* BEGIN Dataset extract *

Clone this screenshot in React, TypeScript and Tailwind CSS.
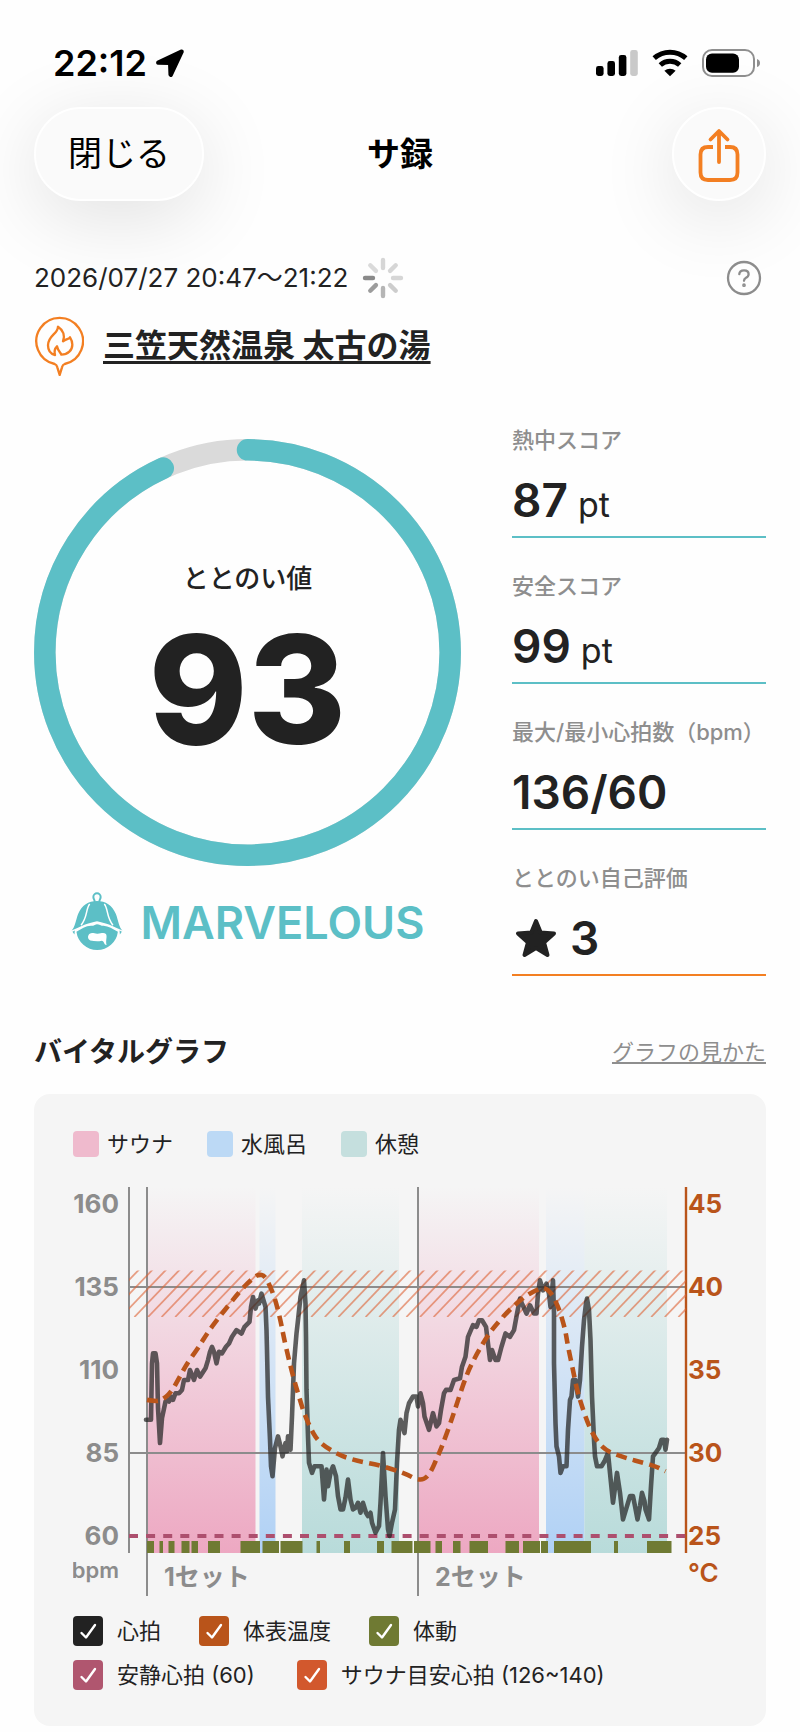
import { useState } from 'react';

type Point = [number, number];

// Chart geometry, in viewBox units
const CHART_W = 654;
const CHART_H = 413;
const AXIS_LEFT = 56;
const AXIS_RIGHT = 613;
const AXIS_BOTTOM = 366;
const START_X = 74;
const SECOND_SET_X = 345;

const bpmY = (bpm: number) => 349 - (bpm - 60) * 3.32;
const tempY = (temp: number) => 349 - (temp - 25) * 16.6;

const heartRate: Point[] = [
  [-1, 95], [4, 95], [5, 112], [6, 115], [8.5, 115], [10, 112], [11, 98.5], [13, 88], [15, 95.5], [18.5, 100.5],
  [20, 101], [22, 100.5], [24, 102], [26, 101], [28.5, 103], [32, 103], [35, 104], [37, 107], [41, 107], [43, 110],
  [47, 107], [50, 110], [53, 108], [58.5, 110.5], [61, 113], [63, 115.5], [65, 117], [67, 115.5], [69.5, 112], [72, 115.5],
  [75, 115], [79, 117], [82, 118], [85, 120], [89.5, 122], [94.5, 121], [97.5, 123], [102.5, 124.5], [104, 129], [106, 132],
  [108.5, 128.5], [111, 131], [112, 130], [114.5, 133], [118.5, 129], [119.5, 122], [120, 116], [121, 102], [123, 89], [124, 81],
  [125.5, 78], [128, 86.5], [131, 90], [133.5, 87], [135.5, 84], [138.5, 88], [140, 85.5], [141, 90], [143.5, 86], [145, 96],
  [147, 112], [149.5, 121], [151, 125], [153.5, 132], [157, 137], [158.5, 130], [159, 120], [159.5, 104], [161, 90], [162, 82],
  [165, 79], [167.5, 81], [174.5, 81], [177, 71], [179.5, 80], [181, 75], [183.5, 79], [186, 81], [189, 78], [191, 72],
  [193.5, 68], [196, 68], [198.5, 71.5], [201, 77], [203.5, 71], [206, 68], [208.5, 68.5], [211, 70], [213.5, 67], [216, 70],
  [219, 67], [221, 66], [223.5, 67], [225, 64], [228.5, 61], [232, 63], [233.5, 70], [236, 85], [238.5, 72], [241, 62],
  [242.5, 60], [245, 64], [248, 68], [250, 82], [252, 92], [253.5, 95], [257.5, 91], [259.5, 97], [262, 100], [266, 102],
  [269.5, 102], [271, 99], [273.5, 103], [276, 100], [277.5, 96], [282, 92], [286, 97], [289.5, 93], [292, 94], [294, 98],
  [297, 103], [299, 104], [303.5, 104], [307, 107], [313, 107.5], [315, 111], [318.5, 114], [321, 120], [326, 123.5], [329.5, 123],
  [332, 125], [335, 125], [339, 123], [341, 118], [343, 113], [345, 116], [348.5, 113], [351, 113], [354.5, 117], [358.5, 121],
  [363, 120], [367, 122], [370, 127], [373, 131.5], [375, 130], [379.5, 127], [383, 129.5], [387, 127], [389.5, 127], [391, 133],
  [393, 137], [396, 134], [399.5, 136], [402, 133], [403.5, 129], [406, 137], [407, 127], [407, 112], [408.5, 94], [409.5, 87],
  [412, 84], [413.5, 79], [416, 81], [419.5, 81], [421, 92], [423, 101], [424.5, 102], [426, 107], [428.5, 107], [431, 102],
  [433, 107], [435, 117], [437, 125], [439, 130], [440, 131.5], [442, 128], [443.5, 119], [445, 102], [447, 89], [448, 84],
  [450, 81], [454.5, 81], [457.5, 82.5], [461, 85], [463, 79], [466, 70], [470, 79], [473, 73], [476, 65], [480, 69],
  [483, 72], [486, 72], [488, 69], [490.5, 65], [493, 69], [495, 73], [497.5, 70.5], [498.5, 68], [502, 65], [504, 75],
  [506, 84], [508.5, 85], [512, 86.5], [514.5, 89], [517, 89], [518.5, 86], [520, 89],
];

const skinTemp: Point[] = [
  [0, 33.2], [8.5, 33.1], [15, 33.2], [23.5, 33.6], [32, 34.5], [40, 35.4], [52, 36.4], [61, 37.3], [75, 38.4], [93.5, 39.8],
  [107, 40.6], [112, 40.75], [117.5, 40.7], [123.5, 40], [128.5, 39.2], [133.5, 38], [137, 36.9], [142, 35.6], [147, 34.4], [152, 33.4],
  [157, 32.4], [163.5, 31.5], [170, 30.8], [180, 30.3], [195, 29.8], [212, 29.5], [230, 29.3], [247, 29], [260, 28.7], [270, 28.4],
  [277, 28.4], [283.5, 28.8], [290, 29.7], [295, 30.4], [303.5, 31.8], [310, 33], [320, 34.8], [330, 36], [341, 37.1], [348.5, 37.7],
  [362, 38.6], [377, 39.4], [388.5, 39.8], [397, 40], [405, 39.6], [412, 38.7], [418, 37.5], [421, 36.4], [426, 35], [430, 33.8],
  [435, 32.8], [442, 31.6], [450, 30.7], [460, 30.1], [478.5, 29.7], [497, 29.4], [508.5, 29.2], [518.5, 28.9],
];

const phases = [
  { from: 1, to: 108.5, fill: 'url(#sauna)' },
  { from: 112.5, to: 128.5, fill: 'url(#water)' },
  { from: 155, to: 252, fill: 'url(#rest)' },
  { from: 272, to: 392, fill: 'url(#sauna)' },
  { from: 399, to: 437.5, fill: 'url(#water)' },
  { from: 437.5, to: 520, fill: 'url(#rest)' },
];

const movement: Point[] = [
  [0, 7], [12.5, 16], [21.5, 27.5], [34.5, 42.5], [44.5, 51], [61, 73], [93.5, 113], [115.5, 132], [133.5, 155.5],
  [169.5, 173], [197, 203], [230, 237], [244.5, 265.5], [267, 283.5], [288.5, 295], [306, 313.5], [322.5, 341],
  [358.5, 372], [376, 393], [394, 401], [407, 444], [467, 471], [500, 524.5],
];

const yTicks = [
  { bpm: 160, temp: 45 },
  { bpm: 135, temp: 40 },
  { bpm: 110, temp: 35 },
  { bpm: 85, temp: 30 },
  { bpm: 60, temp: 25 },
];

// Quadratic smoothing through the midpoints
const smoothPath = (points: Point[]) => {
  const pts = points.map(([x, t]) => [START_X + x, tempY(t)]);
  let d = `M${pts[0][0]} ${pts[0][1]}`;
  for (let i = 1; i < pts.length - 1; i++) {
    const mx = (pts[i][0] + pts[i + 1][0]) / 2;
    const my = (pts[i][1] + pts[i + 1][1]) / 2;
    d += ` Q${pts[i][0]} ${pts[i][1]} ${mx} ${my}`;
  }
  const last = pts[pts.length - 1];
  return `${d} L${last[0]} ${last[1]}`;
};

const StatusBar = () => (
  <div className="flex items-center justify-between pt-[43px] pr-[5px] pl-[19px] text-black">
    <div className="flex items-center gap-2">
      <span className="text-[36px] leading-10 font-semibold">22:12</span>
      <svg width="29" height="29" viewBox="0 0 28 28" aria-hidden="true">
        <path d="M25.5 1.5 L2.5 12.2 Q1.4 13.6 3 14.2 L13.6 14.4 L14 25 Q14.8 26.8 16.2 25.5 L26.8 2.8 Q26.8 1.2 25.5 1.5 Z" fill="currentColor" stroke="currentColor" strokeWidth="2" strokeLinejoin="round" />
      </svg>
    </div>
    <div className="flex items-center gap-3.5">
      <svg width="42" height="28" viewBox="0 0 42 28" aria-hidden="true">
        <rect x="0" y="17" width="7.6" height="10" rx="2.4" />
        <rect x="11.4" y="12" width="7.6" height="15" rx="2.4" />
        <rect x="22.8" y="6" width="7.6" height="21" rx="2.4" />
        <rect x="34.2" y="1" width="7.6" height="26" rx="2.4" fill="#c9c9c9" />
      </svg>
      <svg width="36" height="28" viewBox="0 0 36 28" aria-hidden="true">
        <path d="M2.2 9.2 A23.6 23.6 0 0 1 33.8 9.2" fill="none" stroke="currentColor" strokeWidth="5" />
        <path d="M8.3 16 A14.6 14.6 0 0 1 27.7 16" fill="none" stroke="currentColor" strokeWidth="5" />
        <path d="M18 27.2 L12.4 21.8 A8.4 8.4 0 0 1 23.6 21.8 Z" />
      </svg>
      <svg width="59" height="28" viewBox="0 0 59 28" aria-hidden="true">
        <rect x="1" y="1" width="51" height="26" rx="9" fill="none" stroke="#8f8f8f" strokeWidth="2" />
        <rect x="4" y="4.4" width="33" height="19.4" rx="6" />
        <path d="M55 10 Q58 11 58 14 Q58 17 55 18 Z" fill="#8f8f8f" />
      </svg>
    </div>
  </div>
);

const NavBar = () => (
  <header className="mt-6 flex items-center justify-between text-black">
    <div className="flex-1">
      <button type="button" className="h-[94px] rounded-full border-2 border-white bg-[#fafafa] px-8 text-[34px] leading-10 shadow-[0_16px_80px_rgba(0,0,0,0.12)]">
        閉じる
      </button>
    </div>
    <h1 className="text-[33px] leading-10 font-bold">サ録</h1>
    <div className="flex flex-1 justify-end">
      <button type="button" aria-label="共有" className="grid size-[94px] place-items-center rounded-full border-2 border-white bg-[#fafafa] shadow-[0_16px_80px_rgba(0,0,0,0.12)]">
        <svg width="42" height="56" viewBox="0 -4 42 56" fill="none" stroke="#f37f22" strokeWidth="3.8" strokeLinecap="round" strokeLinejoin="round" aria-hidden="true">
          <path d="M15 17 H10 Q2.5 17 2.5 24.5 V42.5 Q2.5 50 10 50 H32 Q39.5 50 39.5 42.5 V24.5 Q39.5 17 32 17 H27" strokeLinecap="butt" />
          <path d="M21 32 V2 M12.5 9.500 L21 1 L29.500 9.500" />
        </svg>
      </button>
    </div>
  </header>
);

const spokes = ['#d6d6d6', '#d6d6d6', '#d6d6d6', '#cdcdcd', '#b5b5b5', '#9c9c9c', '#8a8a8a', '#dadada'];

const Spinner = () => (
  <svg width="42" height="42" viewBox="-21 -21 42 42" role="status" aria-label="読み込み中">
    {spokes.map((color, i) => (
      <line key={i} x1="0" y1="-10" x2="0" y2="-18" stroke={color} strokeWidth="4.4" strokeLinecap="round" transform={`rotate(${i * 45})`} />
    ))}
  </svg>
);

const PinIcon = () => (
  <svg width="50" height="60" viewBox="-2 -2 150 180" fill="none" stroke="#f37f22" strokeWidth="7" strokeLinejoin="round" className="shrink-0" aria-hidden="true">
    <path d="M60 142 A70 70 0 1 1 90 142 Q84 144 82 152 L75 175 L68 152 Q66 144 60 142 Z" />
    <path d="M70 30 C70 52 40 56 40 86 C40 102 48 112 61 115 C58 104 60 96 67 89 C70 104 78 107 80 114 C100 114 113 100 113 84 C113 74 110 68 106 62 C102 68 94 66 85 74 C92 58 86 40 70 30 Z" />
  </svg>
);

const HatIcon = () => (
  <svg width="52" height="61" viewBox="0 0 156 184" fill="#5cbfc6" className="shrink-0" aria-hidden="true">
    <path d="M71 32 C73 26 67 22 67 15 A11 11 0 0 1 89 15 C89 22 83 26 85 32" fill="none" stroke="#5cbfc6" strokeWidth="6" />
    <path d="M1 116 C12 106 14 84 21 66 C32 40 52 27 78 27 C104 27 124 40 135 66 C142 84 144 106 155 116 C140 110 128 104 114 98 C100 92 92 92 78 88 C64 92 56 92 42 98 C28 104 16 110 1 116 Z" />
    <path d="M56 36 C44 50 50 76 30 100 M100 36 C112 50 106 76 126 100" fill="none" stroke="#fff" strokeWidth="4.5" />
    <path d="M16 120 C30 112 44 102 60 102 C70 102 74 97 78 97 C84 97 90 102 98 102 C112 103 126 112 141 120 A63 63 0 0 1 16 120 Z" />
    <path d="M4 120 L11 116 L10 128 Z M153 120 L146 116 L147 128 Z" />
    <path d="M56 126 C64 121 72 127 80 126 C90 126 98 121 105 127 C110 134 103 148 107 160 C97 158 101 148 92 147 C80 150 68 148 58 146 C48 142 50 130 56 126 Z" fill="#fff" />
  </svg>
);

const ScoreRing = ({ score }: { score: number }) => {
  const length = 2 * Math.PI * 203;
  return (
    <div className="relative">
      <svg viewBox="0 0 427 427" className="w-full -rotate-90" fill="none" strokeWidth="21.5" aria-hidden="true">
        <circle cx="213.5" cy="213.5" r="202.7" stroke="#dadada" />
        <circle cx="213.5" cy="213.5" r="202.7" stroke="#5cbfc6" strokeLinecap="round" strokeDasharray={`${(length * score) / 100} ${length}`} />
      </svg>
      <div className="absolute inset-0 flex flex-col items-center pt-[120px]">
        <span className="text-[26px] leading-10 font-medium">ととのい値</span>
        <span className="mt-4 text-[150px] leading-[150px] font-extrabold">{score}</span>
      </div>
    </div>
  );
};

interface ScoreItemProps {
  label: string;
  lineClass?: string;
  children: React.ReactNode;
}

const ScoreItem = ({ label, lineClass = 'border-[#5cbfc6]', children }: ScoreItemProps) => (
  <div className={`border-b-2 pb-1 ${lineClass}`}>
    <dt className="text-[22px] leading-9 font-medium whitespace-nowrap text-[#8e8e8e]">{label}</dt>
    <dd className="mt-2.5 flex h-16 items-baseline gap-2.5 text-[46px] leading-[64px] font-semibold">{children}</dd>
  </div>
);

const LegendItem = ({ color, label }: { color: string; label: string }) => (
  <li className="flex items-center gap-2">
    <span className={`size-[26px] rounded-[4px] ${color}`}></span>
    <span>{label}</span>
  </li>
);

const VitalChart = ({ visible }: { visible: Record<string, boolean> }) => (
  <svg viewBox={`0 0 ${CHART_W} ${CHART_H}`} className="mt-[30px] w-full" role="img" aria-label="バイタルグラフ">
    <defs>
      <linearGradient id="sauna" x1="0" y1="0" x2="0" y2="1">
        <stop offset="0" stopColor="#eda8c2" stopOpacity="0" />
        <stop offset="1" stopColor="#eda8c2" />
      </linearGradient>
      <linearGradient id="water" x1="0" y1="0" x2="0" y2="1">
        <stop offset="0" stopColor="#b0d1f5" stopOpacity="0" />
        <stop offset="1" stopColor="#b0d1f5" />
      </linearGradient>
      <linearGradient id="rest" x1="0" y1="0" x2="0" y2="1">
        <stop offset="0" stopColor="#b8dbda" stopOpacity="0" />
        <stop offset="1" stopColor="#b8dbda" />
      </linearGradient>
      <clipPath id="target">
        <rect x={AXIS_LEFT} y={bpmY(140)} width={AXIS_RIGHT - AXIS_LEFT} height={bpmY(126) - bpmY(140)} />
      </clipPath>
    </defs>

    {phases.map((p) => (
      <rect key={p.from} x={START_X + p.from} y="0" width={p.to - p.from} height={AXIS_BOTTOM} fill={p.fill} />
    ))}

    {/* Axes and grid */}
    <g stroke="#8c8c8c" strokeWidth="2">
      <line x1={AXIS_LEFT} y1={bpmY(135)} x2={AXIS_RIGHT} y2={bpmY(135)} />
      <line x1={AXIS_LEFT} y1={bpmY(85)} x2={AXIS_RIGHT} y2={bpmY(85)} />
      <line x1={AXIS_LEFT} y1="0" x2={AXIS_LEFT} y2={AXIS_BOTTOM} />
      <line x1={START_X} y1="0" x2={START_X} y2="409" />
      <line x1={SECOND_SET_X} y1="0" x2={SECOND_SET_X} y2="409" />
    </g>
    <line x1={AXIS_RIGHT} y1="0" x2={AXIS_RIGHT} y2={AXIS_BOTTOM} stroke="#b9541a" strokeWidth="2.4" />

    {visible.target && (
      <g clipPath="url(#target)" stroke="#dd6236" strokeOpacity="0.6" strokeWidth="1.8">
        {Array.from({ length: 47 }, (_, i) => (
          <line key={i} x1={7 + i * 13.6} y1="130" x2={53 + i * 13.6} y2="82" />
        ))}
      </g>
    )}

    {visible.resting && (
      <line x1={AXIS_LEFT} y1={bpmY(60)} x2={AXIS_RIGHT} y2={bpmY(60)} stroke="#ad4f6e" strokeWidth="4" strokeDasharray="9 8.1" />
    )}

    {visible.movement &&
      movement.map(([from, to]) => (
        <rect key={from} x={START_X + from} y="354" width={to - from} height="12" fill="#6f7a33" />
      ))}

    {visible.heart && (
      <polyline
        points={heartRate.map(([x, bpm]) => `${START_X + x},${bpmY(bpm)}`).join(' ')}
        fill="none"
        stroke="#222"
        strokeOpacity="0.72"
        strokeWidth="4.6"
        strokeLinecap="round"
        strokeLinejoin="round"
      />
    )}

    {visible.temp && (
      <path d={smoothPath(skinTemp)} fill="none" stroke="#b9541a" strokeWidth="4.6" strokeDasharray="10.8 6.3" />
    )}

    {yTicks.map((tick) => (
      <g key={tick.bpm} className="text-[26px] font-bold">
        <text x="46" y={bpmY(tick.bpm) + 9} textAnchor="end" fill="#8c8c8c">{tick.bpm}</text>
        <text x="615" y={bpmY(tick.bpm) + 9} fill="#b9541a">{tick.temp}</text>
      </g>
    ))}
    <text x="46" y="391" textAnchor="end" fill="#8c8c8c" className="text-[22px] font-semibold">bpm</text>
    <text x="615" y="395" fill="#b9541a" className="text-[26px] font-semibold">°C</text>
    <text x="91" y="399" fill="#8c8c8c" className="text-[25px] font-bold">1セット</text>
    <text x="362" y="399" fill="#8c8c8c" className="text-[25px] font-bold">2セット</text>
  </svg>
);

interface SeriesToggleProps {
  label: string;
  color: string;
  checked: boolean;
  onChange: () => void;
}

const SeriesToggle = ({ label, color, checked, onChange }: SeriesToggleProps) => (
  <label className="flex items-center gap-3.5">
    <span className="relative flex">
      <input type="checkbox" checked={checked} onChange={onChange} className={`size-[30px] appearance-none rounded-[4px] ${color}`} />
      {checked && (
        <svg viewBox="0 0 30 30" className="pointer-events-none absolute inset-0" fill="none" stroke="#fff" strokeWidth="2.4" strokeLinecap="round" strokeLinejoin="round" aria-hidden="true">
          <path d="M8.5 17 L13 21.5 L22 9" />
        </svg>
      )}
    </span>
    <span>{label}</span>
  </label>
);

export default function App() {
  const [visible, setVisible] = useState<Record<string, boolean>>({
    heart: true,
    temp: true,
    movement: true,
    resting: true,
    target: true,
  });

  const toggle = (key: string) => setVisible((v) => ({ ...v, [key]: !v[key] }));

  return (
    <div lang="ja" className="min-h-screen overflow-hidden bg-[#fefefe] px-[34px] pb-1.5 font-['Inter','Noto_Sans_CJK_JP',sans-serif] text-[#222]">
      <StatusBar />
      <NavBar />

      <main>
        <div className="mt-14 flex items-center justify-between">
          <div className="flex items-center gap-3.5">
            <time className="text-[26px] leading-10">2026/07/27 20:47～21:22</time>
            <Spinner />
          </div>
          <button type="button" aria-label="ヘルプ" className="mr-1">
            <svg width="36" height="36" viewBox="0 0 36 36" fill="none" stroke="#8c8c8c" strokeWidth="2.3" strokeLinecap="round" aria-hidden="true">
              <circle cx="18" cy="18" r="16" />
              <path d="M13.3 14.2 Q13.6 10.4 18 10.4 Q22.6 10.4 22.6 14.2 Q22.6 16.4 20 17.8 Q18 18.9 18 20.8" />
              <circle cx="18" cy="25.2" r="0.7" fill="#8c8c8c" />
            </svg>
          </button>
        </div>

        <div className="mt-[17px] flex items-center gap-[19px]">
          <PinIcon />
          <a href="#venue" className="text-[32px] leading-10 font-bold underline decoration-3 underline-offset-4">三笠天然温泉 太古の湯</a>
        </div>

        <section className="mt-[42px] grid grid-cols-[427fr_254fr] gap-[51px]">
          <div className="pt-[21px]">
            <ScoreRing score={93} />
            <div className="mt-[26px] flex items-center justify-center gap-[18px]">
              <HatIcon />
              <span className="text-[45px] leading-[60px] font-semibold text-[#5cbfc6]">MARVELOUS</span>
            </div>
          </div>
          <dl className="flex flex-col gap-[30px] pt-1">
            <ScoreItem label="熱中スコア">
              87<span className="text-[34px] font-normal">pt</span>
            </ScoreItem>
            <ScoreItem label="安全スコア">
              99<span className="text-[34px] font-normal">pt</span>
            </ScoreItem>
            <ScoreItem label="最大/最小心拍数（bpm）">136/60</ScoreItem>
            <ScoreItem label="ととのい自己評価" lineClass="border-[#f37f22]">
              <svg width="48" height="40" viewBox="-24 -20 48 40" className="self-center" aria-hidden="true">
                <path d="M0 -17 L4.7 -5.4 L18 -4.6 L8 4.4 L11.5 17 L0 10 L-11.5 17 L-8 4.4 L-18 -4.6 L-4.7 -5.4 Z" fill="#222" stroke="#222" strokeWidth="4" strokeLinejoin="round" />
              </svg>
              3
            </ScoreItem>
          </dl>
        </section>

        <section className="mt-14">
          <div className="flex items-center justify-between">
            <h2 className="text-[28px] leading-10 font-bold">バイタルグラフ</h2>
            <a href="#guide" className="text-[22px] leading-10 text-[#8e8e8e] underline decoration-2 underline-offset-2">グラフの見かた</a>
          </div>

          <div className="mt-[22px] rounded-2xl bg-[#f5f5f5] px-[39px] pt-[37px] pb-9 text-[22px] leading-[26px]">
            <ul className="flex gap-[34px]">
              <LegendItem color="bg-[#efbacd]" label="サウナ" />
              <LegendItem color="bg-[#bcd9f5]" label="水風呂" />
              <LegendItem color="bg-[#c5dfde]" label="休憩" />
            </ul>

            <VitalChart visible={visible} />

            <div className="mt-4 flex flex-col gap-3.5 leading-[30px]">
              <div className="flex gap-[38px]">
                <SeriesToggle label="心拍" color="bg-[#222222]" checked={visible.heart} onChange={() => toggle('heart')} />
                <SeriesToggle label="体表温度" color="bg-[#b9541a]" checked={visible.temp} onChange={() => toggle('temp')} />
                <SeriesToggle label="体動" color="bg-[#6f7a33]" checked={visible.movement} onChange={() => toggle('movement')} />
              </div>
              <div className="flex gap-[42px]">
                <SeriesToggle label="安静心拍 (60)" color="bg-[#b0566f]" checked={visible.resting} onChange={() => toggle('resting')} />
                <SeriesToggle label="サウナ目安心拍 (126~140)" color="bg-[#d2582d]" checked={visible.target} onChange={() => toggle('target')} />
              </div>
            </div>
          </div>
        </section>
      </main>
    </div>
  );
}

* END Dataset extract *

Pictures stay out. Repeat only the lines from the beginning of the data through the line that has "const tempY = (temp: number)".

Clone this screenshot in React, TypeScript and Tailwind CSS.
import { useState } from 'react';

type Point = [number, number];

// Chart geometry, in viewBox units
const CHART_W = 654;
const CHART_H = 413;
const AXIS_LEFT = 56;
const AXIS_RIGHT = 613;
const AXIS_BOTTOM = 366;
const START_X = 74;
const SECOND_SET_X = 345;

const bpmY = (bpm: number) => 349 - (bpm - 60) * 3.32;
const tempY = (temp: number) => 349 - (temp - 25) * 16.6;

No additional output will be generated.